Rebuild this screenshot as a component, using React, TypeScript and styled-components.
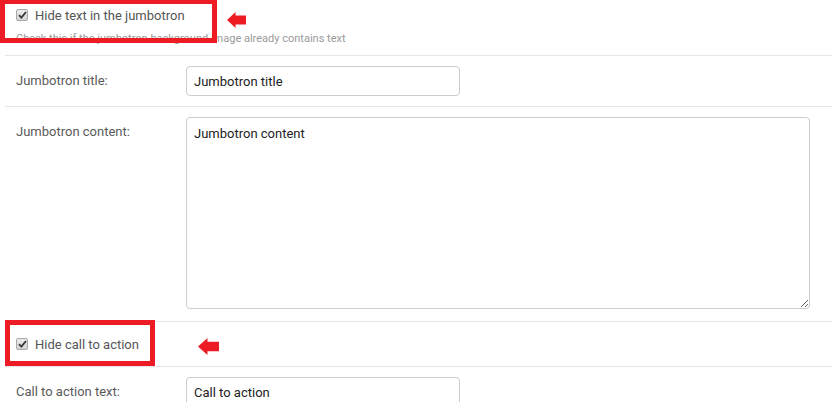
import styled, { createGlobalStyle } from "styled-components"

const GlobalStyle = createGlobalStyle`
    body {
        margin: 0;
        background: #ffffff;
        font-family: Roboto, "Liberation Sans", Arial, sans-serif;
    }
`

const Page = styled.div`
    position: relative;
    width: 832px;
    height: 402px;
    overflow: hidden;
    padding-left: 5px;
    box-sizing: border-box;
`

const CheckRow = styled.div<{ $pt: number; $pb: number }>`
    padding: ${p => p.$pt}px 11px ${p => p.$pb}px 11px;
    border-bottom: 1px solid #e6e6e6;
`

const CheckLine = styled.label`
    display: flex;
    align-items: center;
    gap: 7px;
    height: 12px;
    font-size: 13px;
    color: #555555;
`

const Box = styled.span`
    width: 12px;
    height: 12px;
    box-sizing: border-box;
    border: 1px solid #a8a8a8;
    border-radius: 2px;
    background: linear-gradient(#ececec, #d4d4d4);
    display: flex;
    align-items: center;
    justify-content: center;
`

const Help = styled.div`
    margin-top: 11px;
    font-size: 11px;
    line-height: 13px;
    color: #9a9a9a;
`

const FieldRow = styled.div<{ $pb?: number }>`
    display: grid;
    grid-template-columns: 170px 274px;
    padding: 10px 22px ${p => p.$pb ?? 10}px 11px;
    border-bottom: 1px solid #e6e6e6;
    align-items: start;
`

const AreaRow = styled(FieldRow)`
    grid-template-columns: 170px 1fr;
`

const Label = styled.div`
    font-size: 13px;
    line-height: 30px;
    color: #5a5a5a;
`

const TextInput = styled.input`
    height: 30px;
    box-sizing: border-box;
    width: 100%;
    border: 1px solid #cccccc;
    border-radius: 4px;
    padding: 0 7px;
    font-family: inherit;
    font-size: 13px;
    color: #222222;
    outline: none;
`

const TextArea = styled.textarea`
    height: 192px;
    box-sizing: border-box;
    width: 100%;
    border: 1px solid #cccccc;
    border-radius: 4px;
    padding: 7px 7px;
    font-family: inherit;
    font-size: 13px;
    line-height: 18px;
    color: #222222;
    outline: none;
    display: block;
`

const Highlight = styled.div<{ $l: number; $t: number; $w: number; $h: number }>`
    position: absolute;
    left: ${p => p.$l}px;
    top: ${p => p.$t}px;
    width: ${p => p.$w}px;
    height: ${p => p.$h}px;
    border: 5px solid #ed1c24;
    box-sizing: border-box;
`

const Arrow = styled.svg<{ $l: number; $t: number }>`
    position: absolute;
    left: ${p => p.$l}px;
    top: ${p => p.$t}px;
`

const Check = () => (
    <Box>
        <svg width="9" height="8" viewBox="0 0 9 8">
            <path d="M1 4.2 L3.4 6.6 L8 1" fill="none" stroke="#3a3a3a" strokeWidth="1.9" />
        </svg>
    </Box>
)

const RedArrow = ({ l, t, w, h }: { l: number; t: number; w: number; h: number }) => (
    <Arrow $l={l} $t={t} width={w} height={h} viewBox="0 0 20 16" preserveAspectRatio="none">
        <polygon points="0,8 9,0 9,3.5 20,3.5 20,12.5 9,12.5 9,16" fill="#ed1c24" />
    </Arrow>
)

export default function App() {
    return (
        <Page>
            <GlobalStyle />
            <CheckRow $pt={9} $pb={10}>
                <CheckLine>
                    <Check />
                    Hide text in the jumbotron
                </CheckLine>
                <Help>Check this if the jumbotron background image already contains text</Help>
            </CheckRow>
            <FieldRow>
                <Label>Jumbotron title:</Label>
                <TextInput defaultValue="Jumbotron title" />
            </FieldRow>
            <AreaRow $pb={12}>
                <Label>Jumbotron content:</Label>
                <TextArea defaultValue="Jumbotron content" />
            </AreaRow>
            <CheckRow $pt={16} $pb={16}>
                <CheckLine>
                    <Check />
                    Hide call to action
                </CheckLine>
            </CheckRow>
            <FieldRow>
                <Label>Call to action text:</Label>
                <TextInput defaultValue="Call to action" />
            </FieldRow>

            <Highlight $l={0} $t={-1} $w={217} $h={44} />
            <RedArrow l={227} t={12} w={19} h={16} />
            <Highlight $l={5} $t={320} $w={150} $h={46} />
            <RedArrow l={198} t={338} w={21} h={17} />
        </Page>
    )
}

■ **Goal**
Write the listing out a second time exactly, dropping all images.

■ **Written answer**
Rebuild this screenshot as a component, using React, TypeScript and styled-components.
import styled, { createGlobalStyle } from "styled-components"

const GlobalStyle = createGlobalStyle`
    body {
        margin: 0;
        background: #ffffff;
        font-family: Roboto, "Liberation Sans", Arial, sans-serif;
    }
`

const Page = styled.div`
    position: relative;
    width: 832px;
    height: 402px;
    overflow: hidden;
    padding-left: 5px;
    box-sizing: border-box;
`

const CheckRow = styled.div<{ $pt: number; $pb: number }>`
    padding: ${p => p.$pt}px 11px ${p => p.$pb}px 11px;
    border-bottom: 1px solid #e6e6e6;
`

const CheckLine = styled.label`
    display: flex;
    align-items: center;
    gap: 7px;
    height: 12px;
    font-size: 13px;
    color: #555555;
`

const Box = styled.span`
    width: 12px;
    height: 12px;
    box-sizing: border-box;
    border: 1px solid #a8a8a8;
    border-radius: 2px;
    background: linear-gradient(#ececec, #d4d4d4);
    display: flex;
    align-items: center;
    justify-content: center;
`

const Help = styled.div`
    margin-top: 11px;
    font-size: 11px;
    line-height: 13px;
    color: #9a9a9a;
`

const FieldRow = styled.div<{ $pb?: number }>`
    display: grid;
    grid-template-columns: 170px 274px;
    padding: 10px 22px ${p => p.$pb ?? 10}px 11px;
    border-bottom: 1px solid #e6e6e6;
    align-items: start;
`

const AreaRow = styled(FieldRow)`
    grid-template-columns: 170px 1fr;
`

const Label = styled.div`
    font-size: 13px;
    line-height: 30px;
    color: #5a5a5a;
`

const TextInput = styled.input`
    height: 30px;
    box-sizing: border-box;
    width: 100%;
    border: 1px solid #cccccc;
    border-radius: 4px;
    padding: 0 7px;
    font-family: inherit;
    font-size: 13px;
    color: #222222;
    outline: none;
`

const TextArea = styled.textarea`
    height: 192px;
    box-sizing: border-box;
    width: 100%;
    border: 1px solid #cccccc;
    border-radius: 4px;
    padding: 7px 7px;
    font-family: inherit;
    font-size: 13px;
    line-height: 18px;
    color: #222222;
    outline: none;
    display: block;
`

const Highlight = styled.div<{ $l: number; $t: number; $w: number; $h: number }>`
    position: absolute;
    left: ${p => p.$l}px;
    top: ${p => p.$t}px;
    width: ${p => p.$w}px;
    height: ${p => p.$h}px;
    border: 5px solid #ed1c24;
    box-sizing: border-box;
`

const Arrow = styled.svg<{ $l: number; $t: number }>`
    position: absolute;
    left: ${p => p.$l}px;
    top: ${p => p.$t}px;
`

const Check = () => (
    <Box>
        <svg width="9" height="8" viewBox="0 0 9 8">
            <path d="M1 4.2 L3.4 6.6 L8 1" fill="none" stroke="#3a3a3a" strokeWidth="1.9" />
        </svg>
    </Box>
)

const RedArrow = ({ l, t, w, h }: { l: number; t: number; w: number; h: number }) => (
    <Arrow $l={l} $t={t} width={w} height={h} viewBox="0 0 20 16" preserveAspectRatio="none">
        <polygon points="0,8 9,0 9,3.5 20,3.5 20,12.5 9,12.5 9,16" fill="#ed1c24" />
    </Arrow>
)

export default function App() {
    return (
        <Page>
            <GlobalStyle />
            <CheckRow $pt={9} $pb={10}>
                <CheckLine>
                    <Check />
                    Hide text in the jumbotron
                </CheckLine>
                <Help>Check this if the jumbotron background image already contains text</Help>
            </CheckRow>
            <FieldRow>
                <Label>Jumbotron title:</Label>
                <TextInput defaultValue="Jumbotron title" />
            </FieldRow>
            <AreaRow $pb={12}>
                <Label>Jumbotron content:</Label>
                <TextArea defaultValue="Jumbotron content" />
            </AreaRow>
            <CheckRow $pt={16} $pb={16}>
                <CheckLine>
                    <Check />
                    Hide call to action
                </CheckLine>
            </CheckRow>
            <FieldRow>
                <Label>Call to action text:</Label>
                <TextInput defaultValue="Call to action" />
            </FieldRow>

            <Highlight $l={0} $t={-1} $w={217} $h={44} />
            <RedArrow l={227} t={12} w={19} h={16} />
            <Highlight $l={5} $t={320} $w={150} $h={46} />
            <RedArrow l={198} t={338} w={21} h={17} />
        </Page>
    )
}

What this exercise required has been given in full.